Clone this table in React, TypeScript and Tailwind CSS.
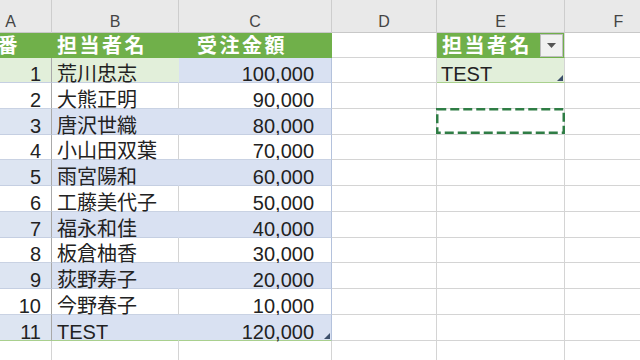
import React from "react";

const FONT = { fontFamily: '"Liberation Sans", "Noto Sans CJK JP", sans-serif' };

type Row = { n: number; name: string; amt: string };
const rows: Row[] = [
  { n: 1, name: "荒川忠志", amt: "100,000" },
  { n: 2, name: "大熊正明", amt: "90,000" },
  { n: 3, name: "唐沢世織", amt: "80,000" },
  { n: 4, name: "小山田双葉", amt: "70,000" },
  { n: 5, name: "雨宮陽和", amt: "60,000" },
  { n: 6, name: "工藤美代子", amt: "50,000" },
  { n: 7, name: "福永和佳", amt: "40,000" },
  { n: 8, name: "板倉柚香", amt: "30,000" },
  { n: 9, name: "荻野寿子", amt: "20,000" },
  { n: 10, name: "今野春子", amt: "10,000" },
  { n: 11, name: "TEST", amt: "120,000" },
];

const dataH = ["h-[25px]", "h-[26px]", "h-[26px]", "h-[25px]", "h-[26px]", "h-[26px]", "h-[26px]", "h-[25px]", "h-[26px]", "h-[26px]", "h-[26px]"];

const Handle = () => (
  <svg className="absolute right-[1px] bottom-[1px]" width="6" height="6" viewBox="0 0 6 6">
    <polygon points="6,0 6,6 0,6" fill="#3d4f6b" />
  </svg>
);

function Cell({ className = "", children }: { className?: string; children?: React.ReactNode }) {
  return <div className={`relative flex shrink-0 items-end border-r border-b ${className}`}>{children}</div>;
}

export default function App() {
  return (
    <div className="w-[640px] h-[360px] overflow-hidden bg-white text-[#222]" style={FONT}>
      <div className="ml-[-30px] flex flex-col w-[703px]">
        <div className="flex h-[33px] bg-[#e9e9e9] text-[16px] leading-[16px] text-[#444]">
          {[
            ["A", "w-[82px]"],
            ["B", "w-[127px]"],
            ["C", "w-[153px]"],
            ["D", "w-[105px]"],
            ["E", "w-[128px]"],
            ["F", "w-[108px]"],
          ].map(([l, w]) => (
            <div key={l} className={`${w} flex shrink-0 items-end justify-center border-r border-b border-r-[#cdcdcd] border-b-[#c8c8c8] pb-[2px]`}>
              {l}
            </div>
          ))}
        </div>

        <div className="flex h-[25px] text-[20px] leading-[16px]">
          <Cell className="w-[82px] bg-[#70b04a] border-[#70b04a] pl-[5px] pb-[3px] text-white font-bold tracking-[2.5px]">連番</Cell>
          <Cell className="w-[127px] bg-[#70b04a] border-[#70b04a] pl-[5px] pb-[3px] text-white font-bold tracking-[2.5px]">担当者名</Cell>
          <Cell className="w-[153px] bg-[#70b04a] border-[#70b04a] pl-[18px] pb-[3px] text-white font-bold tracking-[2.5px]">受注金額</Cell>
          <Cell className="w-[105px] border-[#d4d4d4]" />
          <Cell className="w-[128px] bg-[#70b04a] border-r-[#d4d4d4] border-b-[#70b04a] pl-[5px] pb-[3px] text-white font-bold tracking-[2.5px]">
            担当者名
            <div className="absolute right-[1px] top-[1px] w-[23px] h-[23px] bg-[#f1f1f1] border border-[#bdbdbd] flex items-center justify-center">
              <svg width="9" height="5" viewBox="0 0 9 5">
                <polygon points="0,0 9,0 4.5,5" fill="#555" />
              </svg>
            </div>
          </Cell>
          <Cell className="w-[108px] border-[#d4d4d4]" />
        </div>

        {rows.map((r, i) => {
          const odd = r.n % 2 === 1;
          const first = r.n === 1;
          const last = r.n === 11;
          const aBg = first ? "bg-[#e2efda]" : odd ? "bg-[#dde5f2]" : "bg-white";
          const bBg = first ? "bg-[#e2efda]" : odd ? "bg-[#d9e1f2]" : "bg-white";
          const cBg = odd ? "bg-[#d9e1f2]" : "bg-white";
          const bBorderB = last ? "border-b-[#a9d08e]" : odd ? "border-b-[#c5cfe2]" : "border-b-[#c9d2e3]";
          return (
            <div key={r.n} className={`flex ${dataH[i]} text-[20px] leading-[16px]`}>
              <Cell className={`w-[82px] ${aBg} justify-end pr-[10px] border-r-[#a9a9a9] ${bBorderB}`}>{r.n}</Cell>
              <Cell className={`w-[127px] ${bBg} pl-[5px] ${odd ? "border-r-transparent" : "border-r-[#d4d4d4]"} ${bBorderB}`}>{r.name}</Cell>
              <Cell className={`w-[153px] ${cBg} justify-end pr-[17px] border-r-[#b4c2dc] ${bBorderB}`}>
                {r.amt}
                {last && <Handle />}
              </Cell>
              <Cell className="w-[105px] border-[#d4d4d4]" />
              {r.n === 1 ? (
                <Cell className="w-[128px] bg-[#e2efda] pl-[4px] border-r-[#d4d4d4] border-b-[#a9d08e]">
                  TEST
                  <Handle />
                </Cell>
              ) : r.n === 3 ? (
                <Cell className="w-[128px] border-[#d4d4d4]">
                  <svg className="absolute left-[-1px] top-[-1px]" width="129" height="26" viewBox="0 0 129 26">
                    <rect x="1.25" y="1.25" width="126.5" height="23.5" fill="none" stroke="#2f7d45" strokeWidth="2.5" strokeDasharray="9 4" />
                  </svg>
                </Cell>
              ) : (
                <Cell className="w-[128px] border-[#d4d4d4]" />
              )}
              <Cell className="w-[108px] border-[#d4d4d4]" />
            </div>
          );
        })}

        <div className="flex h-[26px]">
          <Cell className="w-[82px] border-[#d4d4d4]" />
          <Cell className="w-[127px] border-[#d4d4d4]" />
          <Cell className="w-[153px] border-[#d4d4d4]" />
          <Cell className="w-[105px] border-[#d4d4d4]" />
          <Cell className="w-[128px] border-[#d4d4d4]" />
          <Cell className="w-[108px] border-[#d4d4d4]" />
        </div>
      </div>
    </div>
  );
}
※ ※ ※
| INSTRUCTIONS FOR THE TASK |
Quote the full listing above word for word; exclude every picture from the copy.

| FINISHED EXERCISE |
Clone this table in React, TypeScript and Tailwind CSS.
import React from "react";

const FONT = { fontFamily: '"Liberation Sans", "Noto Sans CJK JP", sans-serif' };

type Row = { n: number; name: string; amt: string };
const rows: Row[] = [
  { n: 1, name: "荒川忠志", amt: "100,000" },
  { n: 2, name: "大熊正明", amt: "90,000" },
  { n: 3, name: "唐沢世織", amt: "80,000" },
  { n: 4, name: "小山田双葉", amt: "70,000" },
  { n: 5, name: "雨宮陽和", amt: "60,000" },
  { n: 6, name: "工藤美代子", amt: "50,000" },
  { n: 7, name: "福永和佳", amt: "40,000" },
  { n: 8, name: "板倉柚香", amt: "30,000" },
  { n: 9, name: "荻野寿子", amt: "20,000" },
  { n: 10, name: "今野春子", amt: "10,000" },
  { n: 11, name: "TEST", amt: "120,000" },
];

const dataH = ["h-[25px]", "h-[26px]", "h-[26px]", "h-[25px]", "h-[26px]", "h-[26px]", "h-[26px]", "h-[25px]", "h-[26px]", "h-[26px]", "h-[26px]"];

const Handle = () => (
  <svg className="absolute right-[1px] bottom-[1px]" width="6" height="6" viewBox="0 0 6 6">
    <polygon points="6,0 6,6 0,6" fill="#3d4f6b" />
  </svg>
);

function Cell({ className = "", children }: { className?: string; children?: React.ReactNode }) {
  return <div className={`relative flex shrink-0 items-end border-r border-b ${className}`}>{children}</div>;
}

export default function App() {
  return (
    <div className="w-[640px] h-[360px] overflow-hidden bg-white text-[#222]" style={FONT}>
      <div className="ml-[-30px] flex flex-col w-[703px]">
        <div className="flex h-[33px] bg-[#e9e9e9] text-[16px] leading-[16px] text-[#444]">
          {[
            ["A", "w-[82px]"],
            ["B", "w-[127px]"],
            ["C", "w-[153px]"],
            ["D", "w-[105px]"],
            ["E", "w-[128px]"],
            ["F", "w-[108px]"],
          ].map(([l, w]) => (
            <div key={l} className={`${w} flex shrink-0 items-end justify-center border-r border-b border-r-[#cdcdcd] border-b-[#c8c8c8] pb-[2px]`}>
              {l}
            </div>
          ))}
        </div>

        <div className="flex h-[25px] text-[20px] leading-[16px]">
          <Cell className="w-[82px] bg-[#70b04a] border-[#70b04a] pl-[5px] pb-[3px] text-white font-bold tracking-[2.5px]">連番</Cell>
          <Cell className="w-[127px] bg-[#70b04a] border-[#70b04a] pl-[5px] pb-[3px] text-white font-bold tracking-[2.5px]">担当者名</Cell>
          <Cell className="w-[153px] bg-[#70b04a] border-[#70b04a] pl-[18px] pb-[3px] text-white font-bold tracking-[2.5px]">受注金額</Cell>
          <Cell className="w-[105px] border-[#d4d4d4]" />
          <Cell className="w-[128px] bg-[#70b04a] border-r-[#d4d4d4] border-b-[#70b04a] pl-[5px] pb-[3px] text-white font-bold tracking-[2.5px]">
            担当者名
            <div className="absolute right-[1px] top-[1px] w-[23px] h-[23px] bg-[#f1f1f1] border border-[#bdbdbd] flex items-center justify-center">
              <svg width="9" height="5" viewBox="0 0 9 5">
                <polygon points="0,0 9,0 4.5,5" fill="#555" />
              </svg>
            </div>
          </Cell>
          <Cell className="w-[108px] border-[#d4d4d4]" />
        </div>

        {rows.map((r, i) => {
          const odd = r.n % 2 === 1;
          const first = r.n === 1;
          const last = r.n === 11;
          const aBg = first ? "bg-[#e2efda]" : odd ? "bg-[#dde5f2]" : "bg-white";
          const bBg = first ? "bg-[#e2efda]" : odd ? "bg-[#d9e1f2]" : "bg-white";
          const cBg = odd ? "bg-[#d9e1f2]" : "bg-white";
          const bBorderB = last ? "border-b-[#a9d08e]" : odd ? "border-b-[#c5cfe2]" : "border-b-[#c9d2e3]";
          return (
            <div key={r.n} className={`flex ${dataH[i]} text-[20px] leading-[16px]`}>
              <Cell className={`w-[82px] ${aBg} justify-end pr-[10px] border-r-[#a9a9a9] ${bBorderB}`}>{r.n}</Cell>
              <Cell className={`w-[127px] ${bBg} pl-[5px] ${odd ? "border-r-transparent" : "border-r-[#d4d4d4]"} ${bBorderB}`}>{r.name}</Cell>
              <Cell className={`w-[153px] ${cBg} justify-end pr-[17px] border-r-[#b4c2dc] ${bBorderB}`}>
                {r.amt}
                {last && <Handle />}
              </Cell>
              <Cell className="w-[105px] border-[#d4d4d4]" />
              {r.n === 1 ? (
                <Cell className="w-[128px] bg-[#e2efda] pl-[4px] border-r-[#d4d4d4] border-b-[#a9d08e]">
                  TEST
                  <Handle />
                </Cell>
              ) : r.n === 3 ? (
                <Cell className="w-[128px] border-[#d4d4d4]">
                  <svg className="absolute left-[-1px] top-[-1px]" width="129" height="26" viewBox="0 0 129 26">
                    <rect x="1.25" y="1.25" width="126.5" height="23.5" fill="none" stroke="#2f7d45" strokeWidth="2.5" strokeDasharray="9 4" />
                  </svg>
                </Cell>
              ) : (
                <Cell className="w-[128px] border-[#d4d4d4]" />
              )}
              <Cell className="w-[108px] border-[#d4d4d4]" />
            </div>
          );
        })}

        <div className="flex h-[26px]">
          <Cell className="w-[82px] border-[#d4d4d4]" />
          <Cell className="w-[127px] border-[#d4d4d4]" />
          <Cell className="w-[153px] border-[#d4d4d4]" />
          <Cell className="w-[105px] border-[#d4d4d4]" />
          <Cell className="w-[128px] border-[#d4d4d4]" />
          <Cell className="w-[108px] border-[#d4d4d4]" />
        </div>
      </div>
    </div>
  );
}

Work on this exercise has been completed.